◆ Data section
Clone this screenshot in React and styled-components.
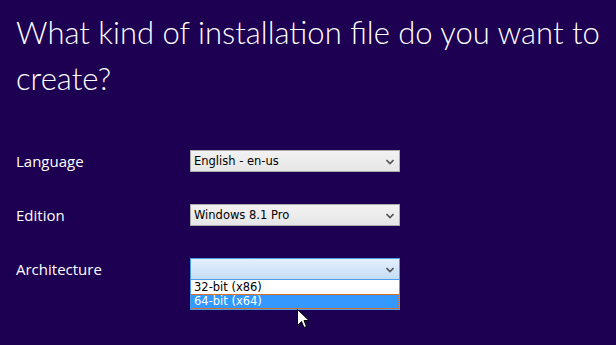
import React from 'react';
import styled, { createGlobalStyle } from 'styled-components';

const GlobalStyle = createGlobalStyle`
  html, body {
    margin: 0;
    padding: 0;
    background: #1d0052;
  }
  #root {
    width: 616px;
    height: 345px;
    overflow: hidden;
  }
`;

const Page = styled('div')`
  position: relative;
  width: 616px;
  height: 345px;
  background: #1d0052;
  padding: 9px 0 0 16px;
  box-sizing: border-box;
  font-family: "Open Sans", "Noto Sans", sans-serif;
  color: #ffffff;
`;

const Title = styled('h1')`
  margin: 0;
  font-family: Lato, "Open Sans", sans-serif;
  font-weight: 300;
  font-size: 31px;
  line-height: 46px;
  width: 590px;
`;

const Form = styled('div')`
  display: flex;
  flex-direction: column;
  gap: 32px;
  margin-top: 49px;
`;

const Row = styled('div')`
  display: grid;
  grid-template-columns: 174px 210px;
  align-items: start;
  position: relative;
`;

const Label = styled('span')`
  font-size: 15px;
  line-height: 22px;
`;

const SelectBox = styled('div')`
  position: relative;
  height: 22px;
  box-sizing: border-box;
  border: 1px solid ${(p) => (p.open ? '#4c9ee8' : '#acacac')};
  background: ${(p) =>
    p.open
      ? 'linear-gradient(#e3f0fc, #c4ddf5)'
      : 'linear-gradient(#f2f2f2, #e6e6e6)'};
  display: flex;
  align-items: center;
  padding: 0 0 0 3px;
  font-family: "DejaVu Sans", "Liberation Sans", sans-serif;
  font-size: 11.5px;
  color: #000;
`;

const Chevron = styled('svg')`
  position: absolute;
  right: 5px;
  top: 8px;
`;

const DropList = styled('div')`
  position: absolute;
  left: 174px;
  top: 22px;
  width: 210px;
  box-sizing: border-box;
  border: 1px solid #4c9ee8;
  border-top: none;
  background: #fff;
  font-family: "DejaVu Sans", "Liberation Sans", sans-serif;
  font-size: 11.5px;
  z-index: 2;
`;

const Option = styled('div')`
  height: 14px;
  padding: 0 2px;
  box-sizing: border-box;
  color: ${(p) => (p.selected ? '#fff' : '#000')};
  background: ${(p) => (p.selected ? '#3399ff' : '#fff')};
  border: 1px dotted ${(p) => (p.selected ? '#d8702a' : 'transparent')};
  line-height: 12px;
  &:last-child {
    height: 15px;
  }
`;

const Cursor = styled('svg')`
  position: absolute;
  left: 297px;
  top: 309px;
  z-index: 3;
`;

const ChevronIcon = () => (
  <Chevron width="8" height="6" viewBox="0 0 8 6">
    <path d="M0.5 1 L4 4.5 L7.5 1" fill="none" stroke="#555" strokeWidth="1.6" />
  </Chevron>
);

const Select = ({ value, open }) => (
  <SelectBox open={open}>
    {value}
    <ChevronIcon />
  </SelectBox>
);

const App = () => (
  <Page>
    <GlobalStyle />
    <Title>What kind of installation file do you want to create?</Title>
    <Form>
      <Row>
        <Label>Language</Label>
        <Select value="English - en-us" />
      </Row>
      <Row>
        <Label>Edition</Label>
        <Select value="Windows 8.1 Pro" />
      </Row>
      <Row>
        <Label>Architecture</Label>
        <Select value="" open />
        <DropList>
          <Option>32-bit (x86)</Option>
          <Option selected>64-bit (x64)</Option>
        </DropList>
      </Row>
    </Form>
    <Cursor width="13" height="21" viewBox="0 0 13 21">
      <path
        d="M0.5 0.5 L0.5 16.5 L4.5 12.5 L7 18.5 L9.5 17.5 L7 11.5 L12 11.5 Z"
        fill="#fff"
        stroke="#000"
        strokeWidth="1"
      />
    </Cursor>
  </Page>
);

export default App;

◆ What is needed
Reproduce the material in full, word for word, and omit the pictures.

◆ The solution
Clone this screenshot in React and styled-components.
import React from 'react';
import styled, { createGlobalStyle } from 'styled-components';

const GlobalStyle = createGlobalStyle`
  html, body {
    margin: 0;
    padding: 0;
    background: #1d0052;
  }
  #root {
    width: 616px;
    height: 345px;
    overflow: hidden;
  }
`;

const Page = styled('div')`
  position: relative;
  width: 616px;
  height: 345px;
  background: #1d0052;
  padding: 9px 0 0 16px;
  box-sizing: border-box;
  font-family: "Open Sans", "Noto Sans", sans-serif;
  color: #ffffff;
`;

const Title = styled('h1')`
  margin: 0;
  font-family: Lato, "Open Sans", sans-serif;
  font-weight: 300;
  font-size: 31px;
  line-height: 46px;
  width: 590px;
`;

const Form = styled('div')`
  display: flex;
  flex-direction: column;
  gap: 32px;
  margin-top: 49px;
`;

const Row = styled('div')`
  display: grid;
  grid-template-columns: 174px 210px;
  align-items: start;
  position: relative;
`;

const Label = styled('span')`
  font-size: 15px;
  line-height: 22px;
`;

const SelectBox = styled('div')`
  position: relative;
  height: 22px;
  box-sizing: border-box;
  border: 1px solid ${(p) => (p.open ? '#4c9ee8' : '#acacac')};
  background: ${(p) =>
    p.open
      ? 'linear-gradient(#e3f0fc, #c4ddf5)'
      : 'linear-gradient(#f2f2f2, #e6e6e6)'};
  display: flex;
  align-items: center;
  padding: 0 0 0 3px;
  font-family: "DejaVu Sans", "Liberation Sans", sans-serif;
  font-size: 11.5px;
  color: #000;
`;

const Chevron = styled('svg')`
  position: absolute;
  right: 5px;
  top: 8px;
`;

const DropList = styled('div')`
  position: absolute;
  left: 174px;
  top: 22px;
  width: 210px;
  box-sizing: border-box;
  border: 1px solid #4c9ee8;
  border-top: none;
  background: #fff;
  font-family: "DejaVu Sans", "Liberation Sans", sans-serif;
  font-size: 11.5px;
  z-index: 2;
`;

const Option = styled('div')`
  height: 14px;
  padding: 0 2px;
  box-sizing: border-box;
  color: ${(p) => (p.selected ? '#fff' : '#000')};
  background: ${(p) => (p.selected ? '#3399ff' : '#fff')};
  border: 1px dotted ${(p) => (p.selected ? '#d8702a' : 'transparent')};
  line-height: 12px;
  &:last-child {
    height: 15px;
  }
`;

const Cursor = styled('svg')`
  position: absolute;
  left: 297px;
  top: 309px;
  z-index: 3;
`;

const ChevronIcon = () => (
  <Chevron width="8" height="6" viewBox="0 0 8 6">
    <path d="M0.5 1 L4 4.5 L7.5 1" fill="none" stroke="#555" strokeWidth="1.6" />
  </Chevron>
);

const Select = ({ value, open }) => (
  <SelectBox open={open}>
    {value}
    <ChevronIcon />
  </SelectBox>
);

const App = () => (
  <Page>
    <GlobalStyle />
    <Title>What kind of installation file do you want to create?</Title>
    <Form>
      <Row>
        <Label>Language</Label>
        <Select value="English - en-us" />
      </Row>
      <Row>
        <Label>Edition</Label>
        <Select value="Windows 8.1 Pro" />
      </Row>
      <Row>
        <Label>Architecture</Label>
        <Select value="" open />
        <DropList>
          <Option>32-bit (x86)</Option>
          <Option selected>64-bit (x64)</Option>
        </DropList>
      </Row>
    </Form>
    <Cursor width="13" height="21" viewBox="0 0 13 21">
      <path
        d="M0.5 0.5 L0.5 16.5 L4.5 12.5 L7 18.5 L9.5 17.5 L7 11.5 L12 11.5 Z"
        fill="#fff"
        stroke="#000"
        strokeWidth="1"
      />
    </Cursor>
  </Page>
);

export default App;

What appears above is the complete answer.